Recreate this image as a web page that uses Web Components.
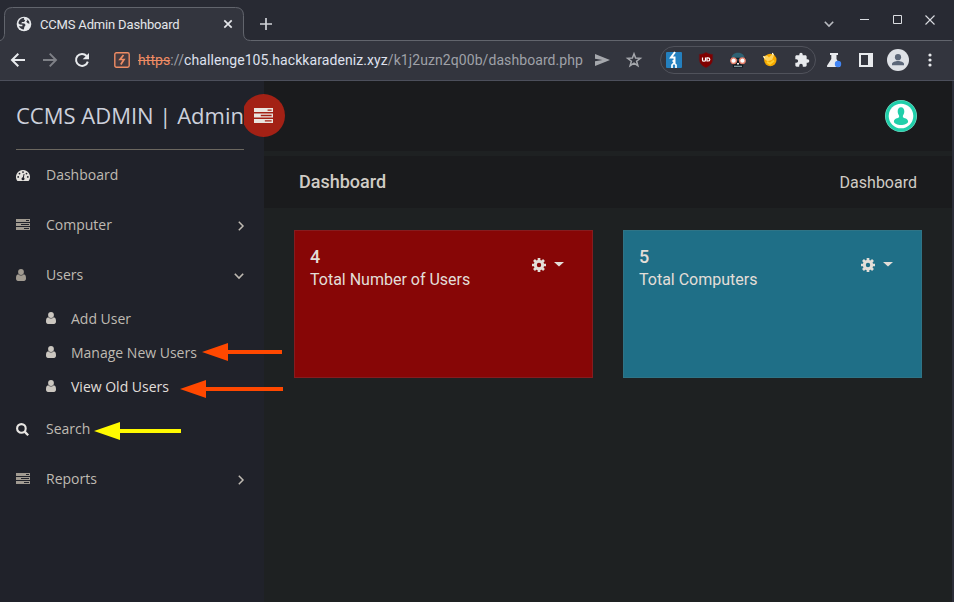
<!DOCTYPE html>
<html lang="en">
<head>
<meta charset="utf-8">
<title>CCMS Admin Dashboard</title>
<style>
html,body{margin:0;height:100%;overflow:hidden;background:#1e2122}
</style>
</head>
<body>
<app-window></app-window>
<script>
function define(name, render) {
  customElements.define(name, class extends HTMLElement {
    connectedCallback() {
      if (this.shadowRoot) return;
      this.attachShadow({mode: 'open'}).innerHTML = render(this);
    }
  });
}

const bars = '<path fill-rule="evenodd" d="M0 0h14v3H0zM10 1v1h3V1zM0 4h14v3H0zM5 5v1h8V5zM0 8h14v3H0zM8 9v1h5V9z"/>';
const icons = {
  globe: ['0 0 16 16', '<circle cx="8" cy="8" r="7.3" fill="#e8eaed"/><path fill="#33353e" d="M6.1 2.2 8.3 1.7 7.7 3.2 9.2 4.3 8.1 6H6.1L5.2 7.2 8.4 7.5 9.6 9.1 8.3 11 7.9 13.5C5.7 13.4 3.8 12.2 2.8 10.3H6.4V8.7L3.9 8.5 2.4 7.3C2.6 5 4 3.1 6.1 2.2M10.4 2.7 13 5.2 13.5 7.7 11.8 7.2 10.2 5.8 11.4 4.3z"/>'],
  close: ['0 0 10 10', '<path d="m1.3 1.3 7.4 7.4m0-7.4L1.3 8.7" fill="none" stroke="currentColor" stroke-width="1.7"/>'],
  plus: ['0 0 12 12', '<path d="M6 0v12M0 6h12" stroke="currentColor" stroke-width="1.7"/>'],
  down: ['0 0 10 6', '<path d="m.8.8 4.2 4.2L9.2.8" fill="none" stroke="currentColor" stroke-width="1.6"/>'],
  right: ['0 0 6 10', '<path d="m.8.8 4.2 4.2L.8 9.2" fill="none" stroke="currentColor" stroke-width="1.5"/>'],
  min: ['0 0 9 9', '<path d="M0 4.5h9" stroke="currentColor"/>'],
  max: ['0 0 9 9', '<path d="M.5.5h8v8h-8z" fill="none" stroke="currentColor"/>'],
  shut: ['0 0 10 10', '<path d="m.5.5 9 9m0-9-9 9" stroke="currentColor" stroke-width="1.1"/>'],
  back: ['0 0 16 16', '<path d="M15 8H2.4M8.3 1.7 2 8l6.3 6.3" fill="none" stroke="currentColor" stroke-width="2"/>'],
  forward: ['0 0 16 16', '<path d="M1 8h12.6M7.7 1.7 14 8l-6.3 6.3" fill="none" stroke="currentColor" stroke-width="1.9"/>'],
  reload: ['0 0 16 16', '<path d="M13.8 9.6A6 6 0 1 1 12.6 4" fill="none" stroke="currentColor" stroke-width="2"/><path d="M15 1v6.3H8.7z" fill="currentColor"/>'],
  spark: ['0 0 16 16', '<rect x=".8" y=".8" width="14.4" height="14.4" rx="1.6" fill="#453b40" stroke="#ef8c64" stroke-width="1.4"/><path d="M9.500 3 6 7.500h4L6.800 12.500" fill="none" stroke="#ef8c64" stroke-width="1.700"/>'],
  send: ['0 0 15 12', '<path fill="currentColor" d="M0 0 15 6 0 12V7.2L7.5 6 0 4.8z"/>'],
  star: ['0 0 16 16', '<path d="m8 1.8 1.6 4.3 4.7.2-3.7 2.9 1.3 4.5L8 11.2l-3.9 2.5 1.3-4.5-3.7-2.9 4.7-.2z" fill="none" stroke="currentColor" stroke-width="1.5"/>'],
  wappa: ['0 0 16 16', '<rect width="16" height="16" rx="1" fill="#2480bf"/><path d="M9 0 5 5.500h3.500V11M6.500 9H9" fill="none" stroke="#fff" stroke-width="2"/><path d="M6 16v-3l2-2 2 2v3" fill="none" stroke="#fff" stroke-width="1.700"/>'],
  shield: ['0 0 16 16', '<path d="M8 .3c2.3 1.5 4.4 2 6.700 2v5c0 4.300-3.200 6.800-6.700 8.500C4.500 14.100 1.300 11.600 1.300 7.300v-5c2.300 0 4.400-.5 6.700-2z" fill="#800000" stroke="#5b1c25" stroke-width=".5"/><path d="M4.500 5.500v2.700q0 1 1.500 1t1.500-1V5.500m1.500.3v3.200h1q1.800 0 1.800-1.600T10 5.800z" fill="none" stroke="#fff" stroke-width="1.200"/>'],
  robot: ['0 0 16 16', '<path d="M1.200 7.500C1.200 3.300 4 .8 8 .8s6.800 2.500 6.800 6.700z" fill="#2d6173"/><path d="M2.500 9h11l-.5 6.500H3z" fill="#111920"/><path d="M4 14.300h8" stroke="#91a7ad" stroke-width="1.200"/><path d="M0 6.500h16" stroke="#121a22" stroke-width="1.500"/><g fill="#fff" stroke="#e8806b" stroke-width="1.300"><circle cx="3.600" cy="8.700" r="2.800"/><circle cx="12.400" cy="8.700" r="2.800"/></g><path d="M7 11h2v1.500H7z" fill="#eee"/>'],
  cookie: ['0 0 16 16', '<circle cx="8.300" cy="8" r="6.200" fill="#f6a800"/><path d="m1 4.200 4-.7 2 2 3-3 .8-2 1.300 2.500-2 5-4.500 1.200-3-2z" fill="#ffd35c"/><path d="m5 9.800 3 2 4-3.300" fill="none" stroke="#ffd02f" stroke-width="2"/><path d="m1.500 4.500 1.300 1.800M10.300 1l.8 1.800" stroke="#fff" stroke-width="1"/>'],
  puzzle: ['0 0 24 24', '<path fill="currentColor" d="M20.500 11H19V7c0-1.100-.9-2-2-2h-4V3.500a2.500 2.500 0 0 0-5 0V5H4c-1.100 0-2 .9-2 2v3.800h1.500a2.700 2.700 0 0 1 0 5.400H2V20c0 1.100.9 2 2 2h3.800v-1.500a2.700 2.700 0 0 1 5.400 0V22H17c1.100 0 2-.9 2-2v-4h1.500a2.500 2.500 0 0 0 0-5z"/>'],
  flask: ['0 0 16 16', '<path fill="#e8eaed" d="M4 1h8v2h-1.500v4L14 13.500c.5 1-.2 1.500-1 1.500H2c-1 0-1.300-.8-.9-1.600L5.300 7V3H4z"/><circle cx="12" cy="12" r="3.200" fill="#4285f4"/>'],
  panel: ['0 0 14 14', '<path fill="currentColor" fill-rule="evenodd" d="M0 0h14v14H0zM2 2v10h7V2z"/>'],
  person: ['0 0 22 22', '<circle cx="11" cy="11" r="11" fill="#dee1e6"/><circle cx="11" cy="8.200" r="3.100" fill="#5c6779"/><path fill="#5c6779" d="M5 16.300v-1.200C5 13 8.500 12 11 12s6 1 6 3.100v1.200z"/>'],
  dots: ['0 0 4 14', '<g fill="currentColor"><circle cx="2" cy="2" r="1.600"/><circle cx="2" cy="7" r="1.600"/><circle cx="2" cy="12" r="1.600"/></g>'],
  bars: ['0 0 14 11', '<g fill="currentColor">' + bars + '</g>'],
  gauge: ['0 0 14 11', '<path fill="currentColor" d="M7 0a7 7 0 0 0-6 10.600q.2.400.6.400h10.800q.4 0 .6-.4A7 7 0 0 0 7 0"/><g fill="#20222a"><circle cx="2.200" cy="6.900" r=".9"/><circle cx="3.500" cy="3.600" r=".9"/><circle cx="7" cy="2.100" r=".9"/><circle cx="10.500" cy="3.600" r=".9"/><circle cx="11.800" cy="6.900" r=".9"/><circle cx="7" cy="8.700" r="1.500"/><path d="m7.600 3.900.9.200-.9 4.600-1-.2z"/></g>'],
  user: ['0 0 10 12', '<g fill="currentColor"><circle cx="5" cy="3" r="2.900"/><path d="M2.200 5.300C3.700 6.900 6.300 6.900 7.800 5.300 9.500 5.400 10 7.200 10 9.500 10 11 9.200 12 8 12H2C.8 12 0 11 0 9.500 0 7.200.5 5.400 2.200 5.300"/></g>'],
  search: ['0 0 13 13', '<circle cx="5.400" cy="5.400" r="4.300" fill="none" stroke="currentColor" stroke-width="2.100"/><path d="m8.600 8.600 3.600 3.600" stroke="currentColor" stroke-width="2.300"/>'],
  gear: ['0 0 14 14', '<g fill="none" stroke="currentColor"><circle cx="7" cy="7" r="3.700" stroke-width="3"/><path stroke-width="2.700" d="M7 0v3M7 11v3M0 7h3m8 0h3M2 2l2 2m6 6 2 2M2 12l2-2m6-6 2-2"/></g>'],
  caret: ['0 0 10 5', '<path d="M0 0h10L5 4.600z" fill="currentColor"/>'],
  avatar: ['0 0 32 32', '<circle cx="16" cy="16" r="16" fill="#7fdcc6"/><circle cx="16" cy="16" r="15.400" fill="#20cfaa"/><circle cx="16" cy="16" r="12.300" fill="#fff"/><path fill="#20cfaa" d="M16 7.200c2.200 0 3.300 1.700 3.300 4.100 0 2-.7 3.400-1.400 4.500v1.500c1 1 5.200 1.200 5.200 4.200 0 2.100-3.700 3.600-7.100 3.600s-7.100-1.500-7.100-3.600c0-3 4.200-3.200 5.200-4.200v-1.500c-.7-1.100-1.400-2.500-1.400-4.500 0-2.400 1.100-4.100 3.300-4.100"/>']
};

define('ui-icon', el => {
  const [box, body] = icons[el.getAttribute('name')];
  const [, , w, h] = box.split(' ');
  const width = el.getAttribute('w') || w, height = el.getAttribute('h') || (el.hasAttribute('w') ? width : h);
  return `<style>:host{display:flex;flex:none;align-items:center;justify-content:center}svg{display:block;overflow:visible}</style>
  <svg width="${width}" height="${height}" viewBox="${box}">${body}</svg>`;
});

define('tab-strip', () => `<style>
:host{display:flex;position:relative;box-sizing:border-box;height:41px;background:#282a33;color:#e4e6ea;font:13px Roboto,sans-serif}
.edge{position:absolute;left:0;top:0}
.tab{position:relative;display:flex;align-items:center;box-sizing:border-box;width:244px;padding:7px 11px 0 16px;height:41px}
.tab span{margin-left:8px;flex:1;letter-spacing:-.17px;white-space:nowrap}
.new{margin-left:16px;padding-top:7px;color:#cfd2d8}
.controls{margin-left:auto;display:flex;align-items:center;padding-right:19px;height:39px;color:#dadce1}
.controls :nth-child(1){margin:8px 26px 0 0;color:#b9bbc1}.controls :nth-child(2){margin-right:24px}.controls :nth-child(3){margin-right:23px}
</style>
<svg class="edge" width="954" height="41"><path d="M0 40.500C3 40 4.500 37 4.500 33V15.500q0-8 8-8h223q8 0 8 8V33q0 7.500 7 7.500H952V42H0z" fill="#33353e" stroke="#62656d"/></svg>
<div class="tab"><ui-icon name="globe"></ui-icon><span>CCMS Admin Dashboard</span><ui-icon name="close"></ui-icon></div>
<ui-icon class="new" name="plus"></ui-icon>
<div class="controls"><ui-icon name="down"></ui-icon><ui-icon name="min"></ui-icon><ui-icon name="max"></ui-icon><ui-icon name="shut"></ui-icon></div>`);

define('address-bar', () => `<style>
:host{display:flex;align-items:center;box-sizing:border-box;height:40px;padding:0 8px 1px 2px;background:#33353e;border-bottom:1px solid #4c4f5b;color:#e8eaed;font:14px Roboto,sans-serif}
ui-icon{width:32px;height:32px}
.off{color:#7f8187}.soft{color:#a6a8ad}
.site{margin-left:7px;margin-right:-1px;width:34px}
.url{width:448px;white-space:nowrap;color:#9fa1a8;font-size:14px;letter-spacing:.08px}
.url s{color:#ef8c64}.url b{font-weight:400;color:#dfe1ee}
.ext{display:flex;align-items:center;box-sizing:border-box;width:156px;height:28px;margin-left:10px;margin-right:2px;border:1px solid #50525b;border-radius:14px}
.ext ui-icon{margin-left:-3px;margin-right:3px}
</style>
<ui-icon name="back"></ui-icon><ui-icon class="off" name="forward"></ui-icon><ui-icon name="reload"></ui-icon>
<ui-icon class="site" name="spark"></ui-icon>
<div class="url"><s>https</s>://<b>challenge105.hackkaradeniz.xyz</b>/k1j2uzn2q00b/dashboard.php</div>
<ui-icon class="soft" name="send"></ui-icon><ui-icon class="soft" name="star"></ui-icon>
<div class="ext"><ui-icon name="wappa"></ui-icon><ui-icon name="shield"></ui-icon><ui-icon name="robot"></ui-icon><ui-icon name="cookie"></ui-icon><ui-icon name="puzzle" w="16"></ui-icon></div>
<ui-icon name="flask"></ui-icon><ui-icon name="panel"></ui-icon><ui-icon name="person"></ui-icon><ui-icon name="dots"></ui-icon>`);

define('nav-item', el => `<style>
:host{display:flex;align-items:center;height:50px;padding:0 20px 0 16px;color:#bfbab2;font:14px "Open Sans",sans-serif}
:host([sub]){height:34px;padding-left:46px}
:host([bright]){color:#e1dfdb}
.glyph{width:30px;justify-content:flex-start;color:${el.getAttribute('tint') || '#a19b91'}}
:host([sub]) .glyph{width:25px;padding-bottom:2px}
.glyph[name=bars]{padding-bottom:1px}
.text{flex:1;white-space:nowrap;padding-bottom:2px}
.arrow{padding-top:1px}
</style><ui-icon class="glyph" name="${el.getAttribute('icon')}"></ui-icon><span class="text"><slot></slot></span>
${el.hasAttribute('arrow') ? `<ui-icon class="arrow" name="${el.getAttribute('arrow')}"></ui-icon>` : ''}`);

define('side-nav', () => `<style>
:host{display:block;width:264px;background:#20222a}
h1{box-sizing:border-box;height:69px;margin:0 20px 0 16px;border-bottom:1px solid #6b675f;color:#ccd0db;font:22px/68px "Open Sans",sans-serif;white-space:nowrap;overflow:hidden}
.sub{padding:2px 0 0}
</style>
<h1>CCMS ADMIN | Admin</h1>
<nav>
<nav-item icon="gauge" tint="#e3e1dd">Dashboard</nav-item>
<nav-item icon="bars" arrow="right">Computer</nav-item>
<nav-item icon="user" arrow="down">Users</nav-item>
<div class="sub"><nav-item sub icon="user" tint="#cbc7c0">Add User</nav-item><nav-item sub icon="user" tint="#cbc7c0">Manage New Users</nav-item><nav-item sub bright icon="user" tint="#cbc7c0">View Old Users</nav-item></div>
<nav-item icon="search" tint="#e8e6e3">Search</nav-item>
<nav-item icon="bars" arrow="right">Reports</nav-item>
</nav>`);

define('stat-card', el => `<style>
:host{display:flex;justify-content:space-between;box-sizing:border-box;height:148px;padding:15px 28px 0 15px;border:1px solid ${el.getAttribute('edge')};background:${el.getAttribute('fill')};color:#e3ded8;font:16px/24px Roboto,sans-serif}
.num{font-size:18px;font-weight:500;line-height:22px}.label{line-height:23px}
.tools{display:flex;gap:8px;height:38px;align-items:center}.tools :last-child{margin-top:-1px}
</style><div><div class="num">${el.getAttribute('value')}</div><div class="label"><slot></slot></div></div>
<div class="tools"><ui-icon name="gear"></ui-icon><ui-icon name="caret"></ui-icon></div>`);

define('dash-main', () => `<style>
:host{display:block;flex:1;background:#1e2122;color:#d0ccc5;font:16px Roboto,sans-serif}
header{display:flex;justify-content:flex-end;align-items:center;height:70px;padding-right:35px;background:#1a1b1d}
.title{display:flex;justify-content:space-between;align-items:center;height:52px;margin-top:5px;padding:0 35px;background:#1a1b1d}
h2{margin:0;padding-bottom:2px;font-size:18px;font-weight:500}
.cards{display:grid;grid-template-columns:1fr 1fr;gap:30px;padding:22px 30px}
</style>
<header><ui-icon name="avatar"></ui-icon></header>
<div class="title"><h2>Dashboard</h2><span>Dashboard</span></div>
<div class="cards"><stat-card value="4" fill="#870606" edge="#861c1f">Total Number of Users</stat-card><stat-card value="5" fill="#1f6f87" edge="#2f7486">Total Computers</stat-card></div>`);

define('menu-toggle', () => `<style>
:host{position:absolute;left:244px;top:94px;width:41px;height:43px;overflow:hidden;color:#e9e5df}
div{display:flex;align-items:center;justify-content:center;width:43px;height:43px;margin-left:-2px;border-radius:50%;background:#a32115}
ui-icon{margin-right:1px}
</style><div><ui-icon name="bars" w="19" h="15"></ui-icon></div>`);

define('note-arrow', el => {
  const w = +el.getAttribute('length');
  return `<style>:host{position:absolute;left:${el.getAttribute('x')}px;top:${el.getAttribute('y')}px}svg{display:block}</style>
  <svg width="${w}" height="18"><path fill="${el.getAttribute('fill')}" d="M0 9 26 0v7H${w}v4H26v7z"/></svg>`;
});

define('app-window', () => `<style>
:host{display:flex;flex-direction:column;position:relative;width:954px;height:602px;overflow:hidden}
.page{display:flex;flex:1;border-right:2px solid #2b2d38}
</style>
<tab-strip></tab-strip><address-bar></address-bar>
<div class="page"><side-nav></side-nav><dash-main></dash-main></div>
<menu-toggle></menu-toggle>
<note-arrow x="202" y="343" length="80" fill="#ff4800"></note-arrow>
<note-arrow x="180" y="380" length="103" fill="#ff4800"></note-arrow>
<note-arrow x="94" y="422" length="87" fill="#fffa00"></note-arrow>`);
</script>
</body>
</html>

*What is asked*: From the listing above, pick out each line where the word "this" appears.

*Right answer*:
Recreate this image as a web page that uses Web Components.
      if (this.shadowRoot) return;
      this.attachShadow({mode: 'open'}).innerHTML = render(this);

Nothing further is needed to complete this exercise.